FakeNewsCorpus
FakeNewsCorpus copied to clipboard
Data Labelling
Hello,
How do you label the article? For example, the data collected from the URL http://beforeitsnews.com/awakening-start-here/2018/01/awakening-of-12-strands-of-dna-reconnecting-with-you-movie-10623.html there is no information that the article is fake.
Please explain if I miss something.
Hello @Gautamshahi.
The way of labeling articles is described in README file, see part How was the corpus created?.
There, you can find the statement:
Each article has been attributed the same label as the label associated with its domain.
So, article is labeled as fake because beforeitsnews is considered as unreliable news source.
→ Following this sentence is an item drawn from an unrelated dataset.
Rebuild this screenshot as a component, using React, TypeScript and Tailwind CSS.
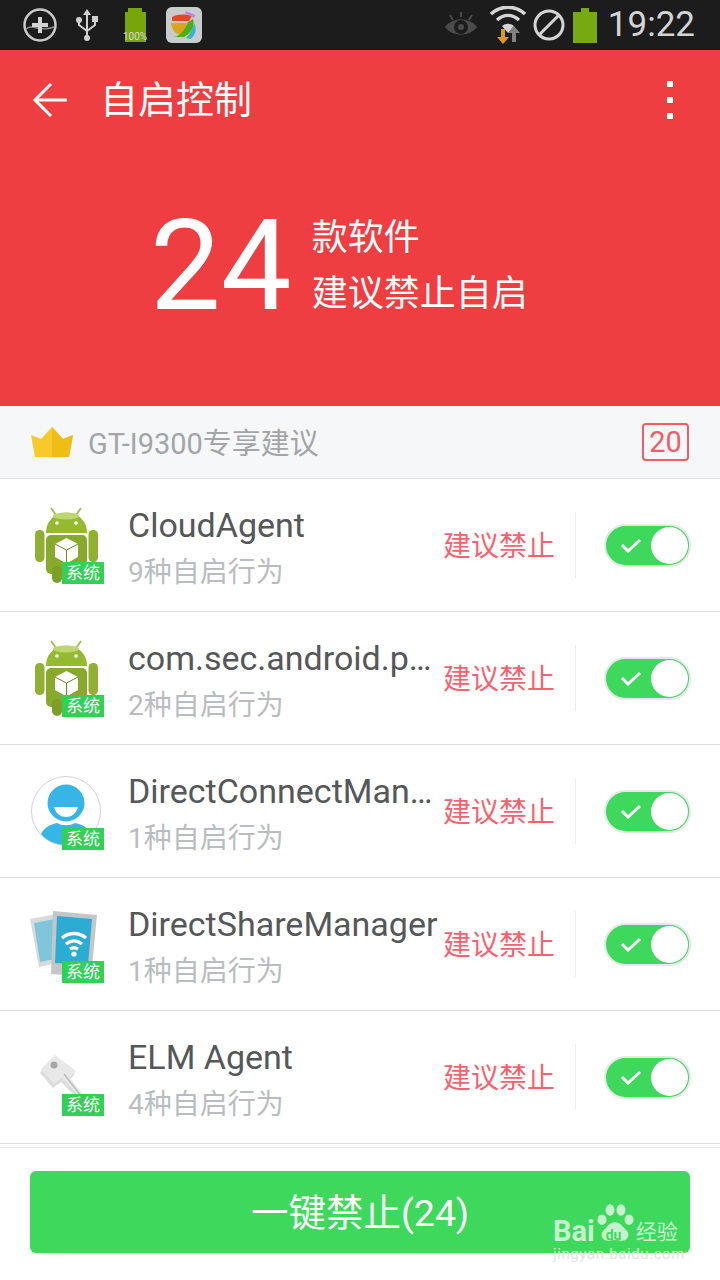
type AppRow = {
  name: string;
  count: string;
  icon: "android" | "person" | "share" | "key";
};

const rows: AppRow[] = [
  { name: "CloudAgent", count: "9种自启行为", icon: "android" },
  { name: "com.sec.android.p…", count: "2种自启行为", icon: "android" },
  { name: "DirectConnectMan…", count: "1种自启行为", icon: "person" },
  { name: "DirectShareManager", count: "1种自启行为", icon: "share" },
  { name: "ELM Agent", count: "4种自启行为", icon: "key" },
];

function AndroidIcon() {
  return (
    <svg className="ml-[1px]" width="70" height="78" viewBox="0 0 70 78">
      <path d="M21 2l5 7M51 2l-5 7" stroke="#a3bf4a" strokeWidth="1.8" />
      <path d="M16 27C16 0 57 0 57 27z" fill="#95ba30" />
      <ellipse cx="36" cy="10" rx="13" ry="3.5" fill="#bcd672" />
      <circle cx="27" cy="17" r="1.8" fill="#fff" />
      <circle cx="46" cy="17" r="1.8" fill="#fff" />
      <rect x="16" y="29" width="41" height="39" rx="5" fill="#87a92c" />
      <rect x="5" y="24" width="9.5" height="32" rx="4.5" fill="#8fb032" />
      <rect x="58.5" y="24" width="9.5" height="32" rx="4.5" fill="#8fb032" />
      <rect x="22" y="60" width="10" height="17" rx="5" fill="#7d9f28" />
      <rect x="41" y="60" width="10" height="17" rx="5" fill="#7d9f28" />
      <path d="M36.5 32l11.5 6v13l-11.5 6.500-11.500-6.500V38z" fill="#fff" />
      <path d="M25 38l11.500 6 11.500-6M36.500 44v13.500" stroke="#6d8a20" strokeWidth="1" fill="none" />
    </svg>
  );
}

function PersonIcon() {
  return (
    <svg className="ml-[2px]" width="70" height="70" viewBox="0 0 70 70">
      <circle cx="35" cy="35" r="34.500" fill="#fff" stroke="#d4d4d4" />
      <circle cx="35" cy="27" r="18.500" fill="#36b5e6" />
      <path d="M23 31h24c-2 7-7 10-12 10s-10-3-12-10z" fill="#fff" />
      <path d="M10 58c3-7 11-10 16-11 5 3 13 3 18 0 6 1 13 4 16 11-6 7-15 11-25 11s-19-4-25-11z" fill="#36b5e6" />
    </svg>
  );
}

function ShareIcon() {
  return (
    <svg width="70" height="66" viewBox="0 0 70 66">
      <path d="M1 8l26-5 6 48-23 5z" fill="#d8dadb" />
      <path d="M5 12l21-4 5 39-20 4z" fill="#7fc6dc" />
      <path d="M24 0l44 4-6 62-40-3z" fill="#c4c6c7" />
      <path d="M28 5l35 3-4 46-33-2z" fill="#2cacd3" />
      <g fill="none" stroke="#fff" strokeWidth="3.400">
        <path d="M33 27c7-6 17-6 24 0" />
        <path d="M37 33c5-4 11-4 16 0" />
        <path d="M41 38c3-2 5-2 8 0" />
      </g>
      <circle cx="45" cy="43" r="2.600" fill="#fff" />
    </svg>
  );
}

function KeyIcon() {
  return (
    <svg width="70" height="60" viewBox="0 0 70 60">
      <path d="M12 24L26 9l21 16-6 7 17 19-4 3-21-21-8 6z" fill="#bbbbbb" opacity="0.5" transform="translate(-1 2)" />
      <path d="M12 22L26 8l21 16-6 7 15 19-3 2-20-21-8 6z" fill="#e8e8e8" />
      <circle cx="25" cy="18" r="3.500" fill="#a6a6a6" />
      <path d="M35 27l17 22" stroke="#bdbdbd" strokeWidth="1.500" />
    </svg>
  );
}

function RowIcon({ icon }: { icon: AppRow["icon"] }) {
  return (
    <div className="relative flex h-[78px] w-[75px] shrink-0 items-center justify-start">
      {icon === "android" && <AndroidIcon />}
      {icon === "person" && <PersonIcon />}
      {icon === "share" && <ShareIcon />}
      {icon === "key" && <KeyIcon />}
      <span className="absolute bottom-0 right-0 bg-[#32d056] px-[4px] text-[17px] leading-[22px] text-white">
        系统
      </span>
    </div>
  );
}

function Toggle() {
  return (
    <div className="flex h-[43px] w-[87px] items-center justify-between rounded-full border-2 border-[#e6e8e8] bg-[#3ed95c] pl-[14px] pr-[1px]">
      <svg width="22" height="16" viewBox="0 0 22 16">
        <path d="M2 8l6 6L20 3" stroke="#fff" strokeWidth="3" fill="none" />
      </svg>
      <div className="h-[37px] w-[37px] rounded-full bg-white" />
    </div>
  );
}

function StatusBar() {
  return (
    <div className="flex h-[50px] items-center justify-between bg-[#1c1c1c] pl-[22px] pr-[25px]">
      <div className="flex items-center">
        <svg width="36" height="36" viewBox="0 0 36 36">
          <circle cx="18" cy="18" r="15.500" fill="none" stroke="#c9c9c9" strokeWidth="2.500" />
          <path d="M4 22c8-6 12 4 28-2" fill="none" stroke="#8a8a8a" strokeWidth="1.500" />
          <path d="M18 10v16M10 18h16" stroke="#d4d4d4" strokeWidth="4" />
        </svg>
        <svg className="ml-[17px]" width="24" height="36" viewBox="0 0 24 36">
          <path d="M12 2l4 6h-3v24h-2V8H8z" fill="#d0d0d0" />
          <circle cx="12" cy="31" r="3" fill="#d0d0d0" />
          <circle cx="4" cy="13" r="3" fill="#d0d0d0" />
          <rect x="17" y="9" width="6" height="6" fill="#d0d0d0" />
          <path d="M4 14v4l8 6M20 14v4l-8 6" stroke="#d0d0d0" strokeWidth="2" fill="none" />
        </svg>
        <div className="relative ml-[22px] h-[34px] w-[28px]">
          <div className="mx-auto h-[4px] w-[14px] bg-[#78a60a]" />
          <div className="mx-auto h-[30px] w-[21px] bg-[#78a60a]" />
          <span className="absolute bottom-[-1px] left-[-2px] right-[-2px] text-center text-[10px] leading-[12px] text-[#d8d8d8]">
            100%
          </span>
        </div>
        <svg className="ml-[17px]" width="36" height="36" viewBox="0 0 36 36">
          <rect width="36" height="36" rx="6" fill="#c9cccd" />
          <path d="M6 10c6-3 14-3 20-1l-3 5H6z" fill="#e04a1d" />
          <path d="M5 16h16l-4 12c-7 0-11-4-12-12z" fill="#dca31f" />
          <path d="M22 15l5-3c2 6-1 14-9 18H7c6 0 11-6 15-15z" fill="#4caf19" />
          <path d="M28 16c3 5 2 11-3 16l-5-1c4-4 7-9 8-15z" fill="#2fb4dc" />
          <path d="M20 4l9 4-1 3-9-5z" fill="#c97be0" />
        </svg>
      </div>
      <div className="flex items-center">
        <svg width="34" height="30" viewBox="0 0 34 30">
          <path d="M1 17C8 7 26 7 33 17 26 27 8 27 1 17z" fill="#4b4b4b" />
          <circle cx="17" cy="17" r="7" fill="#1c1c1c" />
          <circle cx="17" cy="17" r="3" fill="#4b4b4b" />
          <path d="M17 2v5M6 5l3 5M28 5l-3 5" stroke="#4b4b4b" strokeWidth="2" />
        </svg>
        <div className="relative ml-[12px] h-[38px] w-[36px]">
          <svg width="36" height="38" viewBox="0 0 36 38">
            <path d="M1 8c10-9 24-9 34 0" fill="none" stroke="#d4d4d4" strokeWidth="3.500" />
            <path d="M7 14c7-6 15-6 22 0" fill="none" stroke="#d4d4d4" strokeWidth="3.500" />
            <path d="M12 20c4-3 8-3 12 0l-6 7z" fill="#d4d4d4" />
            <path d="M11 23h4v8h4l-6 7-6-7h4z" fill="#dc9a1e" />
            <path d="M22 36v-9h-4l6-7 6 7h-4v9z" fill="#808080" />
          </svg>
        </div>
        <svg className="ml-[7px]" width="32" height="32" viewBox="0 0 32 32">
          <circle cx="16" cy="16" r="14" fill="none" stroke="#d4d4d4" strokeWidth="3" />
          <path d="M6 26L26 6" stroke="#d4d4d4" strokeWidth="3" />
        </svg>
        <div className="ml-[8px] w-[24px]">
          <div className="mx-auto h-[4px] w-[8px] bg-[#76a912]" />
          <div className="h-[31px] w-[24px] bg-[#76a912]" />
        </div>
        <span className="ml-[11px] text-[35px] leading-[50px] text-[#d4d4d4]">19:22</span>
      </div>
    </div>
  );
}

export default function App() {
  return (
    <div
      className="relative flex h-[1280px] w-[720px] flex-col overflow-hidden bg-white"
      style={{ fontFamily: 'Roboto, "Noto Sans CJK SC", sans-serif' }}
    >
      <StatusBar />

      <div className="flex h-[356px] flex-col bg-[#ef3e42] text-white">
        <div className="flex h-[100px] items-center justify-between pl-[32px] pr-[47px]">
          <div className="flex items-center">
            <svg width="36" height="36" viewBox="0 0 36 36">
              <path d="M3 18h32M19 2L3 18l16 16" fill="none" stroke="#fff" strokeWidth="3" />
            </svg>
            <h1 className="ml-[32px] text-[38px] leading-none">自启控制</h1>
          </div>
          <div className="flex flex-col gap-[10px]">
            <span className="h-[6px] w-[6px] bg-white" />
            <span className="h-[6px] w-[6px] bg-white" />
            <span className="h-[6px] w-[6px] bg-white" />
          </div>
        </div>
        <div className="mt-[46px] flex items-center pl-[150px]">
          <span className="text-[126px] leading-[140px]">24</span>
          <div className="ml-[20px] text-[36px] leading-[56px]">
            <p>款软件</p>
            <p>建议禁止自启</p>
          </div>
        </div>
      </div>

      <div className="flex h-[73px] shrink-0 items-center justify-between border-b border-[#dfe1e4] bg-[#f6f7f9] pl-[31px] pr-[31px]">
        <div className="flex items-center">
          <svg width="42" height="30" viewBox="0 0 42 30">
            <path d="M0 8l10 4L21 0l11 12 10-4-4 22H4z" fill="#f7c92b" />
            <path d="M21 0l11 12 10-4-4 22H21z" fill="#efbd14" />
          </svg>
          <span className="ml-[15px] pt-[4px] text-[29px] leading-none text-[#a3a5a7]">GT-I9300专享建议</span>
        </div>
        <span className="flex h-[38px] w-[47px] items-center justify-center rounded-[4px] border-2 border-[#f45d68] text-[29px] leading-none text-[#f45d68]">
          20
        </span>
      </div>

      {rows.map((row) => (
        <div
          key={row.name}
          className="flex h-[133px] shrink-0 items-center border-b border-[#dcdcdc] pl-[29px] pr-[29px]"
        >
          <RowIcon icon={row.icon} />
          <div className="ml-[24px] w-[315px] shrink-0 pt-[7px]">
            <p className="whitespace-nowrap text-[34px] leading-[44px] text-[#555759]">{row.name}</p>
            <p className="mt-[4px] text-[28px] leading-[44px] text-[#b9bdc1]">{row.count}</p>
          </div>
          <span className="w-[132px] shrink-0 whitespace-nowrap pt-[4px] text-[28px] text-[#f8626f]">建议禁止</span>
          <div className="h-[66px] w-px shrink-0 bg-[#ececec]" />
          <div className="ml-[28px]">
            <Toggle />
          </div>
        </div>
      ))}

      <div className="mt-[3px] flex flex-1 items-start border-t border-[#e8e8e8] px-[30px] pt-[23px]">
        <button className="h-[82px] w-full rounded-[6px] bg-[#3ed95c] pt-[2px] text-[37.500px] text-white">一键禁止(24)</button>
      </div>

      {/* watermark */}
      <div className="absolute left-[553px] top-[1205px] flex flex-col items-start text-[#c6f2ce]">
        <div className="flex items-end">
          <span className="mb-[-5px] text-[29px] font-bold leading-[38px]">Bai</span>
          <div className="relative ml-[1px] h-[40px] w-[38px]">
            <svg width="38" height="42" viewBox="0 0 38 48" preserveAspectRatio="none" className="absolute bottom-0 left-0">
              <ellipse cx="6" cy="19" rx="4.500" ry="6" fill="#c6f2ce" />
              <ellipse cx="14" cy="8" rx="4.500" ry="6.500" fill="#c6f2ce" />
              <ellipse cx="25" cy="8" rx="4.500" ry="6.500" fill="#c6f2ce" />
              <ellipse cx="33" cy="19" rx="4.500" ry="6" fill="#c6f2ce" />
              <path d="M19 22c6 0 8 6 12 10 4 6-1 12-6 11-4-1-8-1-12 0-5 1-10-5-6-11 4-4 6-10 12-10z" fill="#c6f2ce" />
            </svg>
            <span className="absolute bottom-[2px] left-[10px] text-[14px] font-bold leading-[16px] text-[#3ed95c]">du</span>
          </div>
          <span className="mb-[-5px] ml-[2px] text-[21px] leading-[36px]">经验</span>
        </div>
        <span className="mt-[2px] text-[15px] leading-[14px] tracking-[0.6px] text-[#e4e4e4]">jingyan.baidu.com</span>
      </div>
    </div>
  );
}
Hello, Yes, but it adds a lot of bias if you consider only domain type for annotation. Did you publish any paper using this approach?
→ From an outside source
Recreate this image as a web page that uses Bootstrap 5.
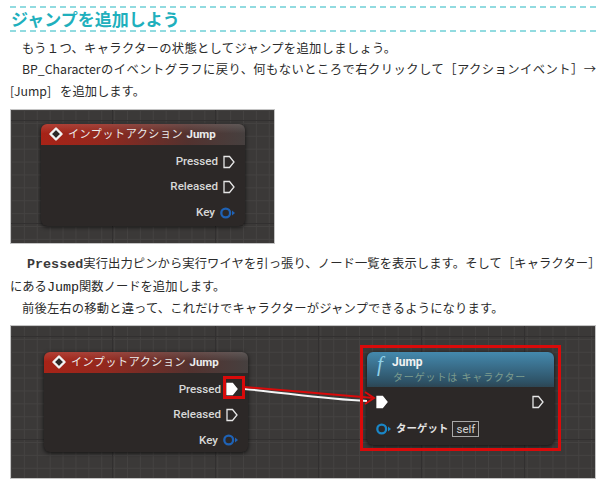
<!DOCTYPE html>
<html lang="ja">
<head>
<meta charset="utf-8">
<title>ジャンプを追加しよう</title>
<link href="https://cdn.jsdelivr.net/npm/bootstrap@5.3.0/dist/css/bootstrap.min.css" rel="stylesheet">
<style>
html,body{background:#fff;}
body{width:600px;height:484px;overflow:hidden;font-family:"Noto Sans CJK JP","Liberation Sans",sans-serif;color:#2b2b2b;}
.sheet{padding:6px 4px 0 10px;}
.ttl{margin:0;height:26px;border-top:2px dashed #92dbe0;border-bottom:2px dashed #92dbe0;font-size:17px;line-height:21px;font-weight:700;color:#1fb0bd;padding-left:1px;white-space:nowrap;}
.txt{font-size:12.3px;line-height:21.6px;}
.txt1{margin-top:5.5px;}
.ln{display:block;white-space:nowrap;}
.ind{padding-left:12px;}
.fit{text-align:justify;text-align-last:justify;text-justify:inter-character;white-space:normal;}
.mono{font-family:"Liberation Mono",monospace;font-weight:700;font-size:13.4px;color:#3a3a3a;}
.mono2{font-weight:400;color:#222;}
.tight{padding-left:17px;letter-spacing:.09px;}
.tight .mono{letter-spacing:0;}
.wide{letter-spacing:.16px;}
.wide2{letter-spacing:.3px;}
.gapr{margin-right:9px;}
.cv{position:relative;background-color:#3b3938;
 background-image:linear-gradient(#323030 1px,transparent 1px),linear-gradient(90deg,#323030 1px,transparent 1px),linear-gradient(#444241 1px,transparent 1px),linear-gradient(90deg,#444241 1px,transparent 1px);
 background-size:103px 103px,103px 103px,12.9px 12.9px,12.9px 12.9px;background-position:-2px 10px,-2px 0,0 0,0 0;
 border:1px solid #c4c4c4;overflow:hidden;font-family:"Roboto","Noto Sans CJK JP",sans-serif;color:#dcdcdc;}
.cv1{width:265px;height:135px;margin-top:6.5px;}
.cv2{width:586px;height:154px;margin-top:4.5px;}
.bp{position:absolute;background:#2c2827;border-radius:6px;box-shadow:0 1px 4px rgba(0,0,0,.75);overflow:hidden;}
.n1{left:30px;top:14px;width:204px;height:102px;}
.n2{left:33px;top:26px;width:204px;height:100px;}
.n3{left:356px;top:26px;width:187px;height:93px;}
.hd{height:21px;padding-left:8px;background:linear-gradient(180deg,rgba(255,255,255,.13),rgba(255,255,255,0) 45%),linear-gradient(90deg,#a82317 0,#93281e 30%,#53322f 72%,#46403f 100%);font-size:11px;line-height:20px;color:#ececec;letter-spacing:.6px;white-space:nowrap;gap:5px;}
.hd b{font-weight:700;letter-spacing:0;font-size:11.5px;}
.rows{padding:4px 10px 0 0;}
.rw{height:25.5px;font-size:11.6px;font-weight:500;color:#d8d8d8;gap:5px;}
.hd2{height:35px;background:linear-gradient(180deg,#4489ad 0,#3a6f8c 40%,#2e5266 85%,#2d4654 100%);position:relative;}
.hd2 .fn{position:absolute;left:10px;top:0;font-family:"Liberation Serif",serif;font-style:italic;font-size:21px;line-height:24px;color:#8fd0e8;}
.hd2 .nm{position:absolute;left:25px;top:2px;font-size:12px;font-weight:700;line-height:16px;color:#f2f2f2;}
.hd2 .sb{position:absolute;left:26px;top:17px;font-size:10px;line-height:17px;letter-spacing:.85px;color:#7d9c8e;white-space:nowrap;}
.rw3{padding:0 10px 0 9px;height:29px;margin-top:1px;}
.rw4{padding-left:9px;height:25px;gap:5px;font-weight:700;font-size:10.4px;color:#e4e4e4;letter-spacing:.1px;}
.slf{border:1px solid #a8a8a8;padding:0 3px;font-size:11.5px;font-weight:400;line-height:14px;letter-spacing:0;color:#d4d4d4;margin-left:-1px;}
.hl{position:absolute;border:3px solid #d90a0a;}
.hl1{left:212px;top:50px;width:22px;height:23px;}
.hl2{left:349px;top:19px;width:201px;height:106px;}
.wire{position:absolute;left:0;top:0;}
</style>
</head>
<body>
<div class="sheet">
  <h1 class="ttl">ジャンプを追加しよう</h1>
  <div class="txt txt1">
    <span class="ln ind wide2">もう&#xFF11;つ、キャラクターの状態としてジャンプを追加しましょう。</span>
    <span class="ln ind fit">BP_Characterのイベントグラフに戻り、何もないところで右クリックして［アクションイベント］→</span>
    <span class="ln"><span class="gapr">[Jump]</span>を追加します。</span>
  </div>
  <div class="cv cv1">
    <div class="bp n1">
      <div class="hd d-flex align-items-center">
        <svg width="14" height="14" viewBox="0 0 14 14"><path d="M7 1.5 12.5 7 7 12.5 1.5 7Z" fill="#2c2827" stroke="#f2f2f2" stroke-width="2.4" stroke-linejoin="round"/></svg>
        <span>インプットアクション <b>Jump</b></span>
      </div>
      <div class="rows">
        <div class="rw d-flex justify-content-end align-items-center"><span>Pressed</span><svg width="12" height="14" viewBox="0 0 12 14"><path d="M1 1.5H6.5L11 7 6.5 12.5H1Z" fill="none" stroke="#e6e6e6" stroke-width="1.3"/></svg></div>
        <div class="rw d-flex justify-content-end align-items-center"><span>Released</span><svg width="12" height="14" viewBox="0 0 12 14"><path d="M1 1.5H6.5L11 7 6.5 12.5H1Z" fill="none" stroke="#e6e6e6" stroke-width="1.3"/></svg></div>
        <div class="rw d-flex justify-content-end align-items-center"><span>Key</span><svg width="15" height="12" viewBox="0 0 15 12"><circle cx="5.7" cy="6" r="4.4" fill="none" stroke="#1f62b5" stroke-width="2.3"/><path d="M12 3.5 15 6 12 8.5Z" fill="#1f62b5"/></svg></div>
      </div>
    </div>
  </div>
  <div class="txt" style="margin-top:9.5px">
    <span class="ln tight"><span class="mono">Pressed</span>実行出力ピンから実行ワイヤを引っ張り、ノード一覧を表示します。そして［キャラクター］</span>
    <span class="ln">にある<span class="mono mono2">Jump</span>関数ノードを追加します。</span>
    <span class="ln ind wide">前後左右の移動と違って、これだけでキャラクターがジャンプできるようになります。</span>
  </div>
  <div class="cv cv2">
    <div class="bp n2">
      <div class="hd d-flex align-items-center">
        <svg width="14" height="14" viewBox="0 0 14 14"><path d="M7 1.5 12.5 7 7 12.5 1.5 7Z" fill="#2c2827" stroke="#f2f2f2" stroke-width="2.4" stroke-linejoin="round"/></svg>
        <span>インプットアクション <b>Jump</b></span>
      </div>
      <div class="rows">
        <div class="rw d-flex justify-content-end align-items-center"><span>Pressed</span><svg width="12" height="14" viewBox="0 0 12 14"><path d="M1 1.5H6.5L11 7 6.5 12.5H1Z" fill="#fff" stroke="#fff" stroke-width="1.3"/></svg></div>
        <div class="rw d-flex justify-content-end align-items-center"><span>Released</span><svg width="12" height="14" viewBox="0 0 12 14"><path d="M1 1.5H6.5L11 7 6.5 12.5H1Z" fill="none" stroke="#e6e6e6" stroke-width="1.3"/></svg></div>
        <div class="rw d-flex justify-content-end align-items-center"><span>Key</span><svg width="15" height="12" viewBox="0 0 15 12"><circle cx="5.7" cy="6" r="4.4" fill="none" stroke="#1f62b5" stroke-width="2.3"/><path d="M12 3.5 15 6 12 8.5Z" fill="#1f62b5"/></svg></div>
      </div>
    </div>
    <div class="bp n3">
      <div class="hd2">
        <span class="fn">f</span>
        <span class="nm">Jump</span>
        <span class="sb">ターゲットは キャラクター</span>
      </div>
      <div class="rw3 d-flex justify-content-between align-items-center">
        <svg width="12" height="14" viewBox="0 0 12 14"><path d="M1 1.5H6.5L11 7 6.5 12.5H1Z" fill="#fff" stroke="#fff" stroke-width="1.3"/></svg>
        <svg width="12" height="14" viewBox="0 0 12 14"><path d="M1 1.5H6.5L11 7 6.5 12.5H1Z" fill="none" stroke="#e6e6e6" stroke-width="1.3"/></svg>
      </div>
      <div class="rw4 d-flex align-items-center">
        <svg width="15" height="12" viewBox="0 0 15 12"><circle cx="5.7" cy="6" r="4.4" fill="none" stroke="#1a86c6" stroke-width="2.3"/><path d="M12 3.5 15 6 12 8.5Z" fill="#1a86c6"/></svg>
        <span>ターゲット</span><span class="slf">self</span>
      </div>
    </div>
    <svg class="wire" width="586" height="154" viewBox="0 0 586 154">
      <path d="M233 63C270 66 310 73 356 75" fill="none" stroke="#f4f4f4" stroke-width="2"/>
      <path d="M233 61 363 72" fill="none" stroke="#d90a0a" stroke-width="2"/>
      <path d="M354 66 363 72 354 78" fill="none" stroke="#d90a0a" stroke-width="2"/>
    </svg>
    <div class="hl hl1"></div>
    <div class="hl hl2"></div>
  </div>
</div>
<script src="https://cdn.jsdelivr.net/npm/bootstrap@5.3.0/dist/js/bootstrap.bundle.min.js"></script>
</body>
</html>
Yes, you are right. Actually, in research it is not recommended to use datasets labeled by source credibility, however, this annotation technique is used in majority of papers. The reason is simple - it is hard to label articles the other way. There are datasets with manual labeling, however containing only a few samples. The better way, in my opinion, is to label articles by mapping verified claims (e.g. from fact-checking sites) and determine the stance of article to claim.
If you are interested, you can check other datasets in my datasets overview for fake news detection - Fake News Datasets.